Here are five other wins where underdogs rose to the pinnacle of their sport at the summer Olympic games.

Emil Zatopek, 1952 Helsinki, Marathon

Czechoslovakian runner Emil Zatopek was already a gold-medal champion in Helsinki’s 10,000-meter and 5,000-meter races when he decided on a whim to enter the marathon just before it began, an event he had never competed in before at any level. At the starting line, he even asked experienced marathoners for strategic advice. Despite never having finished any race even a quarter of that length, he crushed competitors, beating the silver medalist by two and a half minutes and breaking the Olympic record. After his win, Zatopek said, “If you want to run, run a mile. If you want to experience a different life, run a marathon.”

Billy Mills, Tokyo 1964, 10,000m

The last time Tokyo hosted a summer games also featured one of Team USA’s most thrilling upsets. Native American runner Billy Mills grew up on the Oglala Sioux reservation within South Dakota and won a running scholarship to the University of Kansas, but by the time he qualified for the Olympics’ 10,000-meter race, he’d left collegiate track and field for a career with the Marine Corps. His best marks and competitive history to date were so unremarkable that reporters at the time failed to ask him a single question in the lead up to the race. In the final lap, as then-world-record holder Ron Clarke battled Tunisian Mohammed Gammoudi for the lead, Mills sped from behind to beat them by nearly three meters, topping his personal best by 47 seconds. At the race’s conclusion, a Japanese reporter asked what everyone in the world wanted to know: “Who are you?”

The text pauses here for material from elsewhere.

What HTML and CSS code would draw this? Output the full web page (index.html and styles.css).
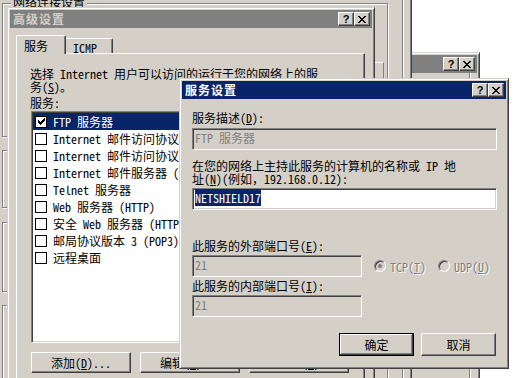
FILE: index.html
```html
<!DOCTYPE html>
<html lang="zh-CN">
<head>
    <meta charset="UTF-8">
    <title>服务设置</title>
    <link rel="stylesheet" href="styles.css">
</head>
<body>
    <!-- 右侧后面的窗口 (标题文字被遮住) -->
    <div class="win w-side">
        <div class="titlebar inactive">
            <span class="caption"></span>
            <span class="tbtn help">?</span>
            <span class="tbtn close"><svg width="8" height="7" viewBox="0 0 8 7" shape-rendering="crispEdges"><path d="M0 0h2v1h-2zM6 0h2v1h-2zM1 1h2v1h-2zM5 1h2v1h-2zM2 2h4v1h-4zM3 3h2v1h-2zM2 4h4v1h-4zM1 5h2v1h-2zM5 5h2v1h-2zM0 6h2v1h-2zM6 6h2v1h-2z"/></svg></span>
        </div>
        <div class="side-body"><div class="side-line"></div></div>
    </div>

    <!-- 网络连接设置 (最底层对话框) -->
    <div class="win w-net">
        <div class="titlebar inactive"><span class="caption"></span></div>
        <div class="net-body">
            <div class="net-groups">
                <div class="group g1">
                    <span class="group-label">网络连接设置</span>
                    <div class="g1-box"></div>
                </div>
                <div class="group g2"></div>
                <div class="group g3"></div>
                <div class="group g4"></div>
            </div>
            <div class="net-edge"></div>
        </div>
    </div>

    <!-- 高级设置 -->
    <div class="win w-adv">
        <div class="titlebar inactive">
            <span class="caption">高级设置</span>
            <span class="tbtn help">?</span>
            <span class="tbtn close"><svg width="8" height="7" viewBox="0 0 8 7" shape-rendering="crispEdges"><path d="M0 0h2v1h-2zM6 0h2v1h-2zM1 1h2v1h-2zM5 1h2v1h-2zM2 2h4v1h-4zM3 3h2v1h-2zM2 4h4v1h-4zM1 5h2v1h-2zM5 5h2v1h-2zM0 6h2v1h-2zM6 6h2v1h-2z"/></svg></span>
        </div>
        <div class="tabs">
            <div class="tab active">服务</div>
            <div class="tab">ICMP</div>
        </div>
        <div class="tabpanel">
            <p class="hint">选择 Internet 用户可以访问的运行于您的网络上的服<br>务(<u>S</u>)。</p>
            <div class="label">服务:</div>
            <ul class="listbox">
                <li class="selected"><span class="chk checked"><svg width="7" height="7" viewBox="0 0 7 7" shape-rendering="crispEdges"><path d="M6 0h1v3h-1zM5 1h1v3h-1zM4 2h1v3h-1zM3 3h1v3h-1zM2 4h1v3h-1zM1 3h1v3h-1zM0 2h1v3h-1z"/></svg></span>FTP 服务器</li>
                <li><span class="chk"></span>Internet 邮件访问协议版本 3 (IMAP3)</li>
                <li><span class="chk"></span>Internet 邮件访问协议版本 4 (IMAP4)</li>
                <li><span class="chk"></span>Internet 邮件服务器 (SMTP)</li>
                <li><span class="chk"></span>Telnet 服务器</li>
                <li><span class="chk"></span>Web 服务器 (HTTP)</li>
                <li><span class="chk"></span>安全 Web 服务器 (HTTPS)</li>
                <li><span class="chk"></span>邮局协议版本 3 (POP3)</li>
                <li><span class="chk"></span>远程桌面</li>
            </ul>
            <div class="btnrow">
                <button class="btn wide">添加(<u>D</u>)...</button>
                <button class="btn wide">编辑(<u>T</u>)...</button>
                <button class="btn wide">删除(<u>E</u>)</button>
            </div>
        </div>
    </div>

    <!-- 服务设置 -->
    <div class="win w-svc">
        <div class="titlebar">
            <span class="caption">服务设置</span>
            <span class="tbtn help">?</span>
            <span class="tbtn close"><svg width="8" height="7" viewBox="0 0 8 7" shape-rendering="crispEdges"><path d="M0 0h2v1h-2zM6 0h2v1h-2zM1 1h2v1h-2zM5 1h2v1h-2zM2 2h4v1h-4zM3 3h2v1h-2zM2 4h4v1h-4zM1 5h2v1h-2zM5 5h2v1h-2zM0 6h2v1h-2zM6 6h2v1h-2z"/></svg></span>
        </div>
        <div class="svc-body">
            <div class="label">服务描述(<u>D</u>):</div>
            <div class="edit full disabled first">FTP 服务器</div>
            <div class="label two">在您的网络上主持此服务的计算机的名称或 IP 地<br>址(<u>N</u>)(例如，192.168.0.12):</div>
            <div class="edit full host"><span class="sel">NETSHIELD17</span></div>
            <div class="label ext">此服务的外部端口号(<u>E</u>):</div>
            <div class="port-row">
                <div class="edit port disabled">21</div>
                <label class="radio-item"><span class="radio on"></span><span>TCP(<u>T</u>)</span></label>
                <label class="radio-item"><span class="radio"></span><span>UDP(<u>U</u>)</span></label>
            </div>
            <div class="label int">此服务的内部端口号(<u>I</u>):</div>
            <div class="edit port disabled last">21</div>
            <div class="actions">
                <button class="btn default">确定</button>
                <button class="btn">取消</button>
            </div>
        </div>
    </div>
</body>
</html>
```

FILE: styles.css
```css
* {
    box-sizing: border-box;
}
html, body {
    margin: 0;
    padding: 0;
}
body {
    position: relative;
    width: 520px;
    height: 378px;
    overflow: hidden;
    background: #fff;
    font-family: "Noto Sans Mono CJK SC", "Noto Sans CJK SC", sans-serif;
    font-size: 12px;
    line-height: 13px;
    color: #000;
}
u {
    text-decoration: underline;
    text-underline-offset: 1px;
}

/* windows */
.win {
    position: absolute;
    display: flex;
    flex-direction: column;
    padding: 2px;
    background: #d4d0c8;
    border: 1px solid;
    border-color: #d4d0c8 #404040 #404040 #d4d0c8;
    box-shadow: inset 1px 1px #fff, inset -1px -1px #808080;
}
.w-side { left: 300px; top: 52px; width: 180px; height: 340px; }
.w-net  { left: -6px; top: -30px; width: 418px; height: 420px; }
.w-adv  { left: 7px; top: 7px; width: 368px; height: 400px; }
.w-svc  { left: 179px; top: 78px; width: 330px; height: 291px; }

.titlebar {
    display: flex;
    align-items: center;
    flex: none;
    height: 18px;
    padding: 0 2px 0 3px;
    background: #0a246a;
    color: #fff;
    font-weight: bold;
    line-height: 18px;
}
.titlebar.inactive {
    background: #808080;
    color: #d4d0c8;
}
.caption {
    flex: 1;
    white-space: nowrap;
    letter-spacing: 1px;
}
.tbtn {
    display: flex;
    align-items: center;
    justify-content: center;
    width: 16px;
    height: 14px;
    background: #d4d0c8;
    border: 1px solid;
    border-color: #fff #404040 #404040 #fff;
    box-shadow: inset -1px -1px #808080;
    color: #000;
}
.tbtn.help {
    font: bold 11px/1 "Liberation Sans", sans-serif;
    padding-top: 1px;
}
.tbtn.close svg {
    fill: #000;
}

/* back windows */
.side-body {
    flex: 1;
    display: flex;
    justify-content: flex-end;
    padding-right: 6px;
}
.side-line {
    width: 2px;
    border-left: 1px solid #808080;
    border-right: 1px solid #fff;
}
.net-body {
    flex: 1;
    display: flex;
}
.net-groups {
    width: 386px;
    margin-left: 5px;
    padding-top: 12px;
}
.group {
    position: relative;
    border: 1px solid #808080;
    box-shadow: inset 1px 1px #fff, 1px 1px #fff;
}
.g1 {
    display: flex;
    justify-content: flex-end;
    height: 134px;
    padding: 58px 3px 0 0;
}
.g1-box {
    width: 24px;
    height: 60px;
    border: 1px solid;
    border-color: #fff #808080 #808080 #fff;
}
.g2 { height: 58px; margin-top: 13px; }
.g3 { height: 70px; margin-top: 14px; }
.g4 { height: 200px; margin-top: 13px; }
.group-label {
    position: absolute;
    top: -9px;
    left: 8px;
    padding: 0 2px;
    background: #d4d0c8;
}
.net-edge {
    margin-left: 14px;
    width: 2px;
    border-left: 1px solid #808080;
    border-right: 1px solid #fff;
}

/* tabs */
.tabs {
    display: flex;
    align-items: flex-end;
    height: 25px;
    padding-left: 6px;
    flex: none;
}
.tab {
    position: relative;
    height: 15px;
    width: 49px;
    margin-left: -2px;
    padding: 2px 0 0 8px;
    border-top: 1px solid #fff;
    border-left: 1px solid #fff;
    border-right: 1px solid #404040;
    border-radius: 2px 2px 0 0;
    box-shadow: inset -1px 0 #808080;
}
.tab.active {
    z-index: 1;
    height: 19px;
    width: 50px;
    margin-left: 0;
    margin-bottom: -1px;
    padding: 3px 0 0 7px;
    background: #d4d0c8;
}
.tabpanel {
    flex: 1;
    width: 349px;
    margin-left: 6px;
    padding: 13px 13px 0;
    border: 1px solid;
    border-color: #fff #404040 #404040 #fff;
    box-shadow: inset -1px -1px #808080;
}
.hint {
    margin: 0;
    white-space: nowrap;
}
.tabpanel .label {
    margin-top: 3px;
}
.listbox {
    list-style: none;
    margin: 2px 0 0 1px;
    padding: 1px;
    width: 320px;
    height: 232px;
    background: #fff;
    border: 1px solid;
    border-color: #808080 #fff #fff #808080;
    box-shadow: inset 1px 1px #404040, inset -1px -1px #d4d0c8;
    overflow: hidden;
}
.listbox li {
    display: flex;
    align-items: center;
    height: 17px;
    white-space: nowrap;
}
.listbox li.selected {
    background: #0a246a;
    color: #fff;
}
.chk {
    display: flex;
    align-items: center;
    justify-content: center;
    flex: none;
    width: 12px;
    height: 12px;
    margin: 0 6px 0 2px;
    background: #fff;
    border: 1px solid #000;
}
.chk svg {
    fill: #000;
}
.btnrow {
    display: flex;
    gap: 9px;
    margin: 9px 0 0 1px;
}

/* buttons */
.btn {
    width: 75px;
    height: 23px;
    padding: 0;
    font: inherit;
    color: #000;
    background: #d4d0c8;
    border: 1px solid;
    border-color: #fff #404040 #404040 #fff;
    box-shadow: inset -1px -1px #808080;
}
.btn.wide {
    width: 100px;
    height: 21px;
}
.btn.default {
    border-color: #000;
    box-shadow: inset -1px -1px #404040, inset 1px 1px #fff, inset -2px -2px #808080;
}

/* service dialog */
.svc-body {
    flex: 1;
    padding: 12px 9px 0 10px;
}
.edit {
    flex: none;
    height: 22px;
    padding: 2px;
    background: #fff;
    border: 1px solid;
    border-color: #808080 #fff #fff #808080;
    box-shadow: inset 1px 1px #404040, inset -1px -1px #d4d0c8;
    white-space: nowrap;
}
.edit.disabled {
    background: #d4d0c8;
    color: #808080;
}
.edit.full { width: 305px; }
.edit.port { width: 170px; }
.edit.first { margin-top: 4px; }
.label.two { margin-top: 9px; }
.edit.host { margin-top: 3px; }
.label.ext { margin-top: 29px; }
.port-row {
    display: flex;
    align-items: center;
    margin-top: 3px;
}
.label.int { margin-top: 2px; }
.edit.last { margin-top: 3px; }
.sel {
    background: #0a246a;
    color: #fff;
}
.radio-item {
    display: flex;
    align-items: center;
    gap: 4px;
    margin-left: 12px;
    color: #808080;
    text-shadow: 1px 1px #fff;
    white-space: nowrap;
}
.radio {
    position: relative;
    flex: none;
    width: 12px;
    height: 12px;
    border-radius: 50%;
    background: #d4d0c8;
    border: 1px solid;
    border-color: #808080 #fff #fff #808080;
    box-shadow: inset 1px 1px #404040;
}
.radio.on::after {
    content: "";
    position: absolute;
    left: 3px;
    top: 3px;
    width: 4px;
    height: 4px;
    border-radius: 50%;
    background: #808080;
}
.actions {
    display: flex;
    justify-content: flex-end;
    gap: 7px;
    margin: 16px 1px 0 0;
}
```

Rulon Gardner, Sydney 2000, Greco Roman Wrestling

In 2000, Aleksander “The Russian Bear” Karelin had won the last three Olympic golds in Grec-Roman wrestling. In fact, he had won every international competition since 1988, and hadn’t given up a single point in six years. Rulon Gardner grew up on a dairy farm in Afton, Wyoming, without even a college championship to his name. But the unknown confounded the Bear with his sheer strength, forcing the Russian to slip and give up a point. Gardner held on 1-0 to hand Karelin his first defeat in decades and win gold. Rulon would later add a world championship, a bronze medal in the 2004 Olympics, and an MMA victory. He also lost a toe to frostbite after crashing his snowmobile into a frozen river back home in Wyoming.

Team USA, Atlanta 1996, Women’s Team Gymnastics

Many consider the Miracle on Ice — the U.S. hockey team’s victory over the Soviet Union in 1980 — the gold standard of Olympic upsets. But it was equaled by the U.S. women’s gymnastics team in 1996. At the time, the Soviet Union or Russia had won every single women’s gymnastics team competition since 1952 except 1984’s win by Romania. The seven women from the U.S. team ended the Eastern European hegemony in the most dramatic way possible: Limping from an ankle injury and barely able to stand after her first vault attempt, Olympian Kerri Strug ended the Russian reign with a near-perfect execution of her final vault. Call it the Miracle on the Mat.

Lydia Jacoby, Tokyo 2020, 100-meter breaststroke

USA’s Lilly King is a breastroking beast who holds the world record and is the reigning Olympic champion in the 100-meter breaststroke. What she didn’t see coming was 17-year-old Lydia Jacoby, a high-school junior from Seward, Alaska, who brought that state its first-ever swimming medal in a sport it’s not exactly known for. In fact, Jacoby has to train in a 25-meter pool (Alaska’s sole 50-meter pool is too far from her hometown). Her high school erupted in celebration and even the dethroned King said, “We love to keep that gold in the USA family … This kid just had the swim of her life and I’m so proud to be her teammate and win bronze for my country.”